→ **Provided information**
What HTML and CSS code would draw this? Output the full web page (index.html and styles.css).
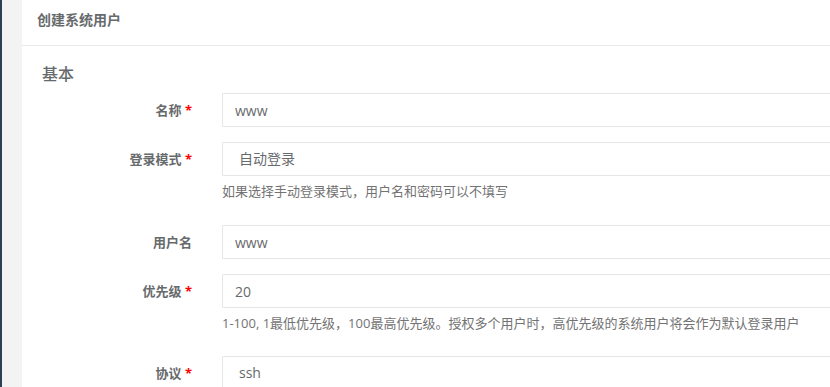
FILE: index.html
```html
<!DOCTYPE html>
<html lang="zh-CN">
<head>
    <meta charset="UTF-8">
    <meta name="viewport" content="width=device-width, initial-scale=1.0">
    <title>创建系统用户</title>
    <link rel="stylesheet" href="styles.css">
</head>
<body>
    <div class="page">
        <div class="nav-edge"></div>
        <div class="gutter"></div>
        <div class="ibox">
            <div class="ibox-title">
                <h5>创建系统用户</h5>
            </div>
            <div class="ibox-content">
                <h3>基本</h3>

                <div class="form-group">
                    <label class="control-label">名称 <span class="req">*</span></label>
                    <div class="field">
                        <input type="text" class="form-control" value="www">
                    </div>
                </div>

                <div class="form-group">
                    <label class="control-label">登录模式 <span class="req">*</span></label>
                    <div class="field">
                        <div class="form-control select">自动登录</div>
                        <div class="help-block">如果选择手动登录模式，用户名和密码可以不填写</div>
                    </div>
                </div>

                <div class="form-group">
                    <label class="control-label">用户名</label>
                    <div class="field">
                        <input type="text" class="form-control" value="www">
                    </div>
                </div>

                <div class="form-group">
                    <label class="control-label">优先级 <span class="req">*</span></label>
                    <div class="field">
                        <input type="text" class="form-control" value="20">
                        <div class="help-block short">1-100, 1最低优先级，100最高优先级。授权多个用户时，高优先级的系统用户将会作为默认登录用户</div>
                    </div>
                </div>

                <div class="form-group">
                    <label class="control-label">协议 <span class="req">*</span></label>
                    <div class="field">
                        <div class="form-control select">ssh</div>
                    </div>
                </div>
            </div>
        </div>
    </div>
</body>
</html>
```
FILE: styles.css
```css
html, body {
    margin: 0;
    padding: 0;
    overflow: hidden;
}

body {
    font-family: "Open Sans", "Noto Sans CJK SC", sans-serif;
    font-size: 13px;
    color: #676a6c;
    background-color: #fff;
}

.page {
    display: flex;
    height: 387px;
    overflow: hidden;
}

.nav-edge {
    width: 2px;
    background-color: #2f4050;
    flex-shrink: 0;
}

.gutter {
    width: 20px;
    background-color: #f3f3f4;
    flex-shrink: 0;
}

.ibox {
    flex: 1;
    min-width: 0;
    overflow: hidden;
    background-color: #fff;
}

.ibox-title {
    height: 34px;
    border-bottom: 1px solid #e7eaec;
    padding: 11px 15px 0;
}

.ibox-title h5 {
    margin: 0;
    font-size: 14px;
    line-height: 17px;
    font-weight: 600;
    color: #676a6c;
}

.ibox-content {
    padding: 18px 0 0 0;
}

.ibox-content h3 {
    margin: 0 0 9px 20px;
    font-size: 16px;
    line-height: 20px;
    font-weight: 500;
    color: #676a6c;
}

.form-group {
    display: grid;
    grid-template-columns: 170px 900px;
    column-gap: 30px;
    margin-bottom: 15px;
}

.control-label {
    text-align: right;
    font-weight: 700;
    font-size: 13px;
    line-height: 20px;
    padding-top: 7px;
    color: #676a6c;
}

.req {
    color: red;
}

.form-control {
    display: block;
    width: 100%;
    height: 34px;
    box-sizing: border-box;
    padding: 6px 12px;
    border: 1px solid #e5e6e7;
    border-radius: 1px;
    font-family: "Open Sans", "Noto Sans CJK SC", sans-serif;
    font-size: 14px;
    line-height: 20px;
    color: #676a6c;
    background-color: #fff;
    margin: 0;
}

.form-control.select {
    padding-left: 16px;
}

.help-block {
    margin: 5px 0 9px;
    font-size: 13px;
    line-height: 20px;
    color: #737373;
}

.help-block.short {
    margin-bottom: 8px;
}
```
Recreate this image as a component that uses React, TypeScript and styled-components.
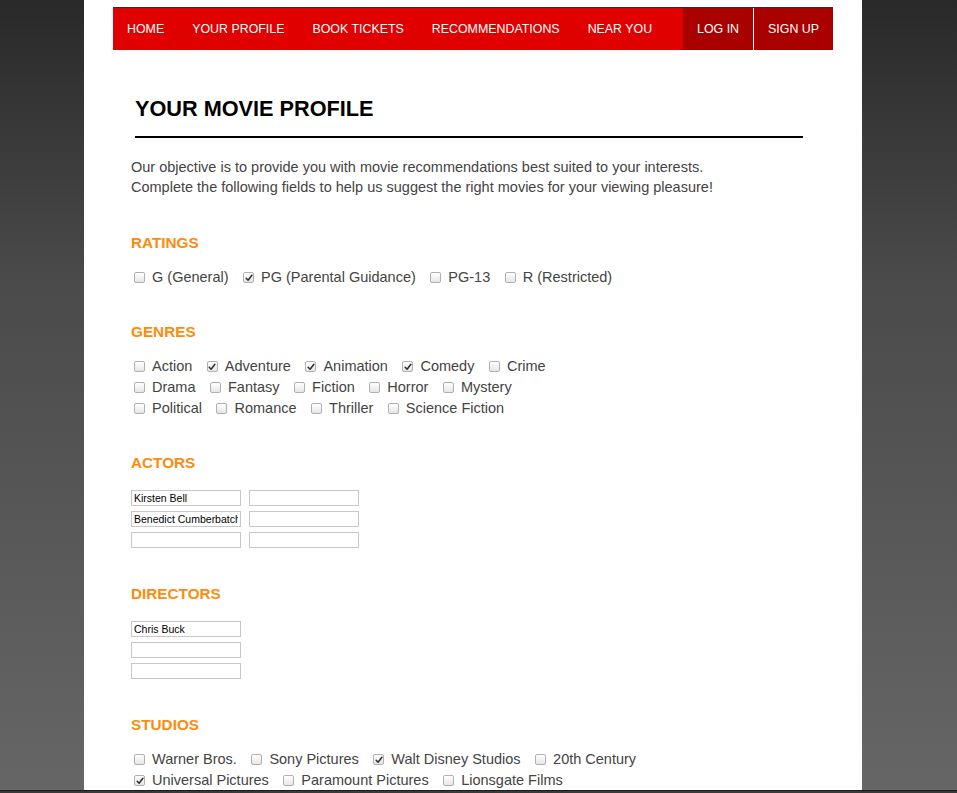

→ **Work instructions**
Copy out the listing exactly as it stands, but not the pictures.

→ **Output for this exercise**
What HTML and CSS code would draw this? Output the full web page (index.html and styles.css).
FILE: index.html
```html
<!DOCTYPE html>
<html lang="zh-CN">
<head>
    <meta charset="UTF-8">
    <meta name="viewport" content="width=device-width, initial-scale=1.0">
    <title>创建系统用户</title>
    <link rel="stylesheet" href="styles.css">
</head>
<body>
    <div class="page">
        <div class="nav-edge"></div>
        <div class="gutter"></div>
        <div class="ibox">
            <div class="ibox-title">
                <h5>创建系统用户</h5>
            </div>
            <div class="ibox-content">
                <h3>基本</h3>

                <div class="form-group">
                    <label class="control-label">名称 <span class="req">*</span></label>
                    <div class="field">
                        <input type="text" class="form-control" value="www">
                    </div>
                </div>

                <div class="form-group">
                    <label class="control-label">登录模式 <span class="req">*</span></label>
                    <div class="field">
                        <div class="form-control select">自动登录</div>
                        <div class="help-block">如果选择手动登录模式，用户名和密码可以不填写</div>
                    </div>
                </div>

                <div class="form-group">
                    <label class="control-label">用户名</label>
                    <div class="field">
                        <input type="text" class="form-control" value="www">
                    </div>
                </div>

                <div class="form-group">
                    <label class="control-label">优先级 <span class="req">*</span></label>
                    <div class="field">
                        <input type="text" class="form-control" value="20">
                        <div class="help-block short">1-100, 1最低优先级，100最高优先级。授权多个用户时，高优先级的系统用户将会作为默认登录用户</div>
                    </div>
                </div>

                <div class="form-group">
                    <label class="control-label">协议 <span class="req">*</span></label>
                    <div class="field">
                        <div class="form-control select">ssh</div>
                    </div>
                </div>
            </div>
        </div>
    </div>
</body>
</html>
```
FILE: styles.css
```css
html, body {
    margin: 0;
    padding: 0;
    overflow: hidden;
}

body {
    font-family: "Open Sans", "Noto Sans CJK SC", sans-serif;
    font-size: 13px;
    color: #676a6c;
    background-color: #fff;
}

.page {
    display: flex;
    height: 387px;
    overflow: hidden;
}

.nav-edge {
    width: 2px;
    background-color: #2f4050;
    flex-shrink: 0;
}

.gutter {
    width: 20px;
    background-color: #f3f3f4;
    flex-shrink: 0;
}

.ibox {
    flex: 1;
    min-width: 0;
    overflow: hidden;
    background-color: #fff;
}

.ibox-title {
    height: 34px;
    border-bottom: 1px solid #e7eaec;
    padding: 11px 15px 0;
}

.ibox-title h5 {
    margin: 0;
    font-size: 14px;
    line-height: 17px;
    font-weight: 600;
    color: #676a6c;
}

.ibox-content {
    padding: 18px 0 0 0;
}

.ibox-content h3 {
    margin: 0 0 9px 20px;
    font-size: 16px;
    line-height: 20px;
    font-weight: 500;
    color: #676a6c;
}

.form-group {
    display: grid;
    grid-template-columns: 170px 900px;
    column-gap: 30px;
    margin-bottom: 15px;
}

.control-label {
    text-align: right;
    font-weight: 700;
    font-size: 13px;
    line-height: 20px;
    padding-top: 7px;
    color: #676a6c;
}

.req {
    color: red;
}

.form-control {
    display: block;
    width: 100%;
    height: 34px;
    box-sizing: border-box;
    padding: 6px 12px;
    border: 1px solid #e5e6e7;
    border-radius: 1px;
    font-family: "Open Sans", "Noto Sans CJK SC", sans-serif;
    font-size: 14px;
    line-height: 20px;
    color: #676a6c;
    background-color: #fff;
    margin: 0;
}

.form-control.select {
    padding-left: 16px;
}

.help-block {
    margin: 5px 0 9px;
    font-size: 13px;
    line-height: 20px;
    color: #737373;
}

.help-block.short {
    margin-bottom: 8px;
}
```
Recreate this image as a component that uses React, TypeScript and styled-components.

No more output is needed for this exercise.